Give the listing again exactly, omitting its images.
--- Data segment ---
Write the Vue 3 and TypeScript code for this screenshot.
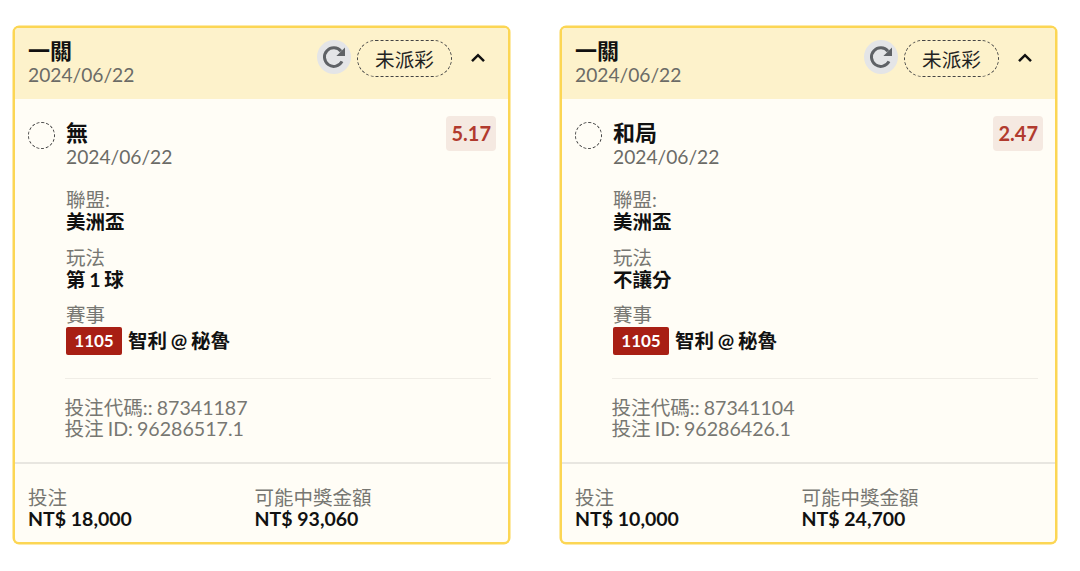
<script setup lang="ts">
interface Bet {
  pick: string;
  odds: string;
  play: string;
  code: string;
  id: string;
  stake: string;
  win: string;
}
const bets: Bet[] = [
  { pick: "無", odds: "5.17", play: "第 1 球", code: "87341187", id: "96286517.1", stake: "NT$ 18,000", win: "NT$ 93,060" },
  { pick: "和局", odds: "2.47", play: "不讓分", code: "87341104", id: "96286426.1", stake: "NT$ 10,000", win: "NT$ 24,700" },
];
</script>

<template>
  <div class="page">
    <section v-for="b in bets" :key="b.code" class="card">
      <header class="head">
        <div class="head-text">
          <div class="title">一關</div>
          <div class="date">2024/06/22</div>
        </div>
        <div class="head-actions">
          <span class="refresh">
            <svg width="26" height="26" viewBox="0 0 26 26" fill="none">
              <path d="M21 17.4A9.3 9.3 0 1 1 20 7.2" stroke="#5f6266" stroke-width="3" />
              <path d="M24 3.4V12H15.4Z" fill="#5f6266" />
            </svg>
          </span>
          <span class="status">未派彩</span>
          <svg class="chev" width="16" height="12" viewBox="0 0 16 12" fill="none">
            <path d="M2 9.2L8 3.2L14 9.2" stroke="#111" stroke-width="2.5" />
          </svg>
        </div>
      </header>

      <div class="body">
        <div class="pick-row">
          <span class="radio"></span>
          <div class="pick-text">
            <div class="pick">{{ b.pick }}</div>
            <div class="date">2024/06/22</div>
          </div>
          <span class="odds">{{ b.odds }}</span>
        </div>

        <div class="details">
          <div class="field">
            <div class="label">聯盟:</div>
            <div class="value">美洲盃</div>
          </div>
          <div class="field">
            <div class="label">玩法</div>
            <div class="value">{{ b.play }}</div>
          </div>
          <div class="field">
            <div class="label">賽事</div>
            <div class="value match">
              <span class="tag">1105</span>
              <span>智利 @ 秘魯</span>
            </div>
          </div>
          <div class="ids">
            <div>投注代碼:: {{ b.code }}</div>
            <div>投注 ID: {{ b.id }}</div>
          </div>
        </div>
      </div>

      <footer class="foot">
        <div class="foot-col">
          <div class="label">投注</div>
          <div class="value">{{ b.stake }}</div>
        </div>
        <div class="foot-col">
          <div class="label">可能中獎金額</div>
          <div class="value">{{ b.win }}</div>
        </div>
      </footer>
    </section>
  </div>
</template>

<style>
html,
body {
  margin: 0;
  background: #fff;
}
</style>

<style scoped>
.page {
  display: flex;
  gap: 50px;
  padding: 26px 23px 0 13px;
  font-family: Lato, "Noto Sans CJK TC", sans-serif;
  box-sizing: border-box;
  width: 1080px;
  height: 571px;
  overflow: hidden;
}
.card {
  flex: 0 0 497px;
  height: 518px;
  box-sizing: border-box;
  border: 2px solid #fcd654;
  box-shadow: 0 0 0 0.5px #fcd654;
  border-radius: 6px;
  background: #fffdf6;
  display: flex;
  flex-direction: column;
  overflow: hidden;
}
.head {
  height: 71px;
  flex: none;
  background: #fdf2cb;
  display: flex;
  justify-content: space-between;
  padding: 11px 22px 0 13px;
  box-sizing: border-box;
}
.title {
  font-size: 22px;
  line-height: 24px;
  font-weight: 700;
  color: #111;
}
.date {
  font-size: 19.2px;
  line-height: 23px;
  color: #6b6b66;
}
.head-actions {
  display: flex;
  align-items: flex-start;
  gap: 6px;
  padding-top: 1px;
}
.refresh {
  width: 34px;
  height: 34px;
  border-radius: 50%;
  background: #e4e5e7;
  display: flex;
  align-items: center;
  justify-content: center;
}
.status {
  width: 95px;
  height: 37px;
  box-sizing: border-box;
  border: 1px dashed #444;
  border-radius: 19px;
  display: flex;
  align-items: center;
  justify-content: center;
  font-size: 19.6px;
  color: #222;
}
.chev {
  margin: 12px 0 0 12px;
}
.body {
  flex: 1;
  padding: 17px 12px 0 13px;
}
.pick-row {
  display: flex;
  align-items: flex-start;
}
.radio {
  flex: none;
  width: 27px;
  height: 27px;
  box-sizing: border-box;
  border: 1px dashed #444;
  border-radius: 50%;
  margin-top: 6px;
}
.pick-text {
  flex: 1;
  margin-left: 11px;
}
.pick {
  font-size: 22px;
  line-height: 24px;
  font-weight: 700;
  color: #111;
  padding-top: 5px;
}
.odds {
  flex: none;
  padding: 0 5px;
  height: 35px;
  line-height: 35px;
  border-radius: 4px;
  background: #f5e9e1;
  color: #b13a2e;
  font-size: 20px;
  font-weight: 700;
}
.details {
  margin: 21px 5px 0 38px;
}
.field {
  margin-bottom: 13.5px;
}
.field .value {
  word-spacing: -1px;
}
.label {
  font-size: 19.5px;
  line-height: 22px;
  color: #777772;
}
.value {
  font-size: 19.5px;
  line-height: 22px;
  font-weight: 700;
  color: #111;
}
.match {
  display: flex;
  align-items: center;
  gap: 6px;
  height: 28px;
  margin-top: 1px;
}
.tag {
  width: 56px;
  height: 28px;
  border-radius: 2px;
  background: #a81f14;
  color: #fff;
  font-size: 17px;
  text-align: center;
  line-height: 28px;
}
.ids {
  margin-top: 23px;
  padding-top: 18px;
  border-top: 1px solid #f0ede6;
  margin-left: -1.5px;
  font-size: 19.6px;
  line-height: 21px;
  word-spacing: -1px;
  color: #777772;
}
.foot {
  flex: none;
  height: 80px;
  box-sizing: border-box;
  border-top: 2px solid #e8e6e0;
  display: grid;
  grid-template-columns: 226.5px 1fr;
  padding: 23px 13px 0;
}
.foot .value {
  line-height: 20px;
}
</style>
---
**Correct answer:**
Write the Vue 3 and TypeScript code for this screenshot.
<script setup lang="ts">
interface Bet {
  pick: string;
  odds: string;
  play: string;
  code: string;
  id: string;
  stake: string;
  win: string;
}
const bets: Bet[] = [
  { pick: "無", odds: "5.17", play: "第 1 球", code: "87341187", id: "96286517.1", stake: "NT$ 18,000", win: "NT$ 93,060" },
  { pick: "和局", odds: "2.47", play: "不讓分", code: "87341104", id: "96286426.1", stake: "NT$ 10,000", win: "NT$ 24,700" },
];
</script>

<template>
  <div class="page">
    <section v-for="b in bets" :key="b.code" class="card">
      <header class="head">
        <div class="head-text">
          <div class="title">一關</div>
          <div class="date">2024/06/22</div>
        </div>
        <div class="head-actions">
          <span class="refresh">
            <svg width="26" height="26" viewBox="0 0 26 26" fill="none">
              <path d="M21 17.4A9.3 9.3 0 1 1 20 7.2" stroke="#5f6266" stroke-width="3" />
              <path d="M24 3.4V12H15.4Z" fill="#5f6266" />
            </svg>
          </span>
          <span class="status">未派彩</span>
          <svg class="chev" width="16" height="12" viewBox="0 0 16 12" fill="none">
            <path d="M2 9.2L8 3.2L14 9.2" stroke="#111" stroke-width="2.5" />
          </svg>
        </div>
      </header>

      <div class="body">
        <div class="pick-row">
          <span class="radio"></span>
          <div class="pick-text">
            <div class="pick">{{ b.pick }}</div>
            <div class="date">2024/06/22</div>
          </div>
          <span class="odds">{{ b.odds }}</span>
        </div>

        <div class="details">
          <div class="field">
            <div class="label">聯盟:</div>
            <div class="value">美洲盃</div>
          </div>
          <div class="field">
            <div class="label">玩法</div>
            <div class="value">{{ b.play }}</div>
          </div>
          <div class="field">
            <div class="label">賽事</div>
            <div class="value match">
              <span class="tag">1105</span>
              <span>智利 @ 秘魯</span>
            </div>
          </div>
          <div class="ids">
            <div>投注代碼:: {{ b.code }}</div>
            <div>投注 ID: {{ b.id }}</div>
          </div>
        </div>
      </div>

      <footer class="foot">
        <div class="foot-col">
          <div class="label">投注</div>
          <div class="value">{{ b.stake }}</div>
        </div>
        <div class="foot-col">
          <div class="label">可能中獎金額</div>
          <div class="value">{{ b.win }}</div>
        </div>
      </footer>
    </section>
  </div>
</template>

<style>
html,
body {
  margin: 0;
  background: #fff;
}
</style>

<style scoped>
.page {
  display: flex;
  gap: 50px;
  padding: 26px 23px 0 13px;
  font-family: Lato, "Noto Sans CJK TC", sans-serif;
  box-sizing: border-box;
  width: 1080px;
  height: 571px;
  overflow: hidden;
}
.card {
  flex: 0 0 497px;
  height: 518px;
  box-sizing: border-box;
  border: 2px solid #fcd654;
  box-shadow: 0 0 0 0.5px #fcd654;
  border-radius: 6px;
  background: #fffdf6;
  display: flex;
  flex-direction: column;
  overflow: hidden;
}
.head {
  height: 71px;
  flex: none;
  background: #fdf2cb;
  display: flex;
  justify-content: space-between;
  padding: 11px 22px 0 13px;
  box-sizing: border-box;
}
.title {
  font-size: 22px;
  line-height: 24px;
  font-weight: 700;
  color: #111;
}
.date {
  font-size: 19.2px;
  line-height: 23px;
  color: #6b6b66;
}
.head-actions {
  display: flex;
  align-items: flex-start;
  gap: 6px;
  padding-top: 1px;
}
.refresh {
  width: 34px;
  height: 34px;
  border-radius: 50%;
  background: #e4e5e7;
  display: flex;
  align-items: center;
  justify-content: center;
}
.status {
  width: 95px;
  height: 37px;
  box-sizing: border-box;
  border: 1px dashed #444;
  border-radius: 19px;
  display: flex;
  align-items: center;
  justify-content: center;
  font-size: 19.6px;
  color: #222;
}
.chev {
  margin: 12px 0 0 12px;
}
.body {
  flex: 1;
  padding: 17px 12px 0 13px;
}
.pick-row {
  display: flex;
  align-items: flex-start;
}
.radio {
  flex: none;
  width: 27px;
  height: 27px;
  box-sizing: border-box;
  border: 1px dashed #444;
  border-radius: 50%;
  margin-top: 6px;
}
.pick-text {
  flex: 1;
  margin-left: 11px;
}
.pick {
  font-size: 22px;
  line-height: 24px;
  font-weight: 700;
  color: #111;
  padding-top: 5px;
}
.odds {
  flex: none;
  padding: 0 5px;
  height: 35px;
  line-height: 35px;
  border-radius: 4px;
  background: #f5e9e1;
  color: #b13a2e;
  font-size: 20px;
  font-weight: 700;
}
.details {
  margin: 21px 5px 0 38px;
}
.field {
  margin-bottom: 13.5px;
}
.field .value {
  word-spacing: -1px;
}
.label {
  font-size: 19.5px;
  line-height: 22px;
  color: #777772;
}
.value {
  font-size: 19.5px;
  line-height: 22px;
  font-weight: 700;
  color: #111;
}
.match {
  display: flex;
  align-items: center;
  gap: 6px;
  height: 28px;
  margin-top: 1px;
}
.tag {
  width: 56px;
  height: 28px;
  border-radius: 2px;
  background: #a81f14;
  color: #fff;
  font-size: 17px;
  text-align: center;
  line-height: 28px;
}
.ids {
  margin-top: 23px;
  padding-top: 18px;
  border-top: 1px solid #f0ede6;
  margin-left: -1.5px;
  font-size: 19.6px;
  line-height: 21px;
  word-spacing: -1px;
  color: #777772;
}
.foot {
  flex: none;
  height: 80px;
  box-sizing: border-box;
  border-top: 2px solid #e8e6e0;
  display: grid;
  grid-template-columns: 226.5px 1fr;
  padding: 23px 13px 0;
}
.foot .value {
  line-height: 20px;
}
</style>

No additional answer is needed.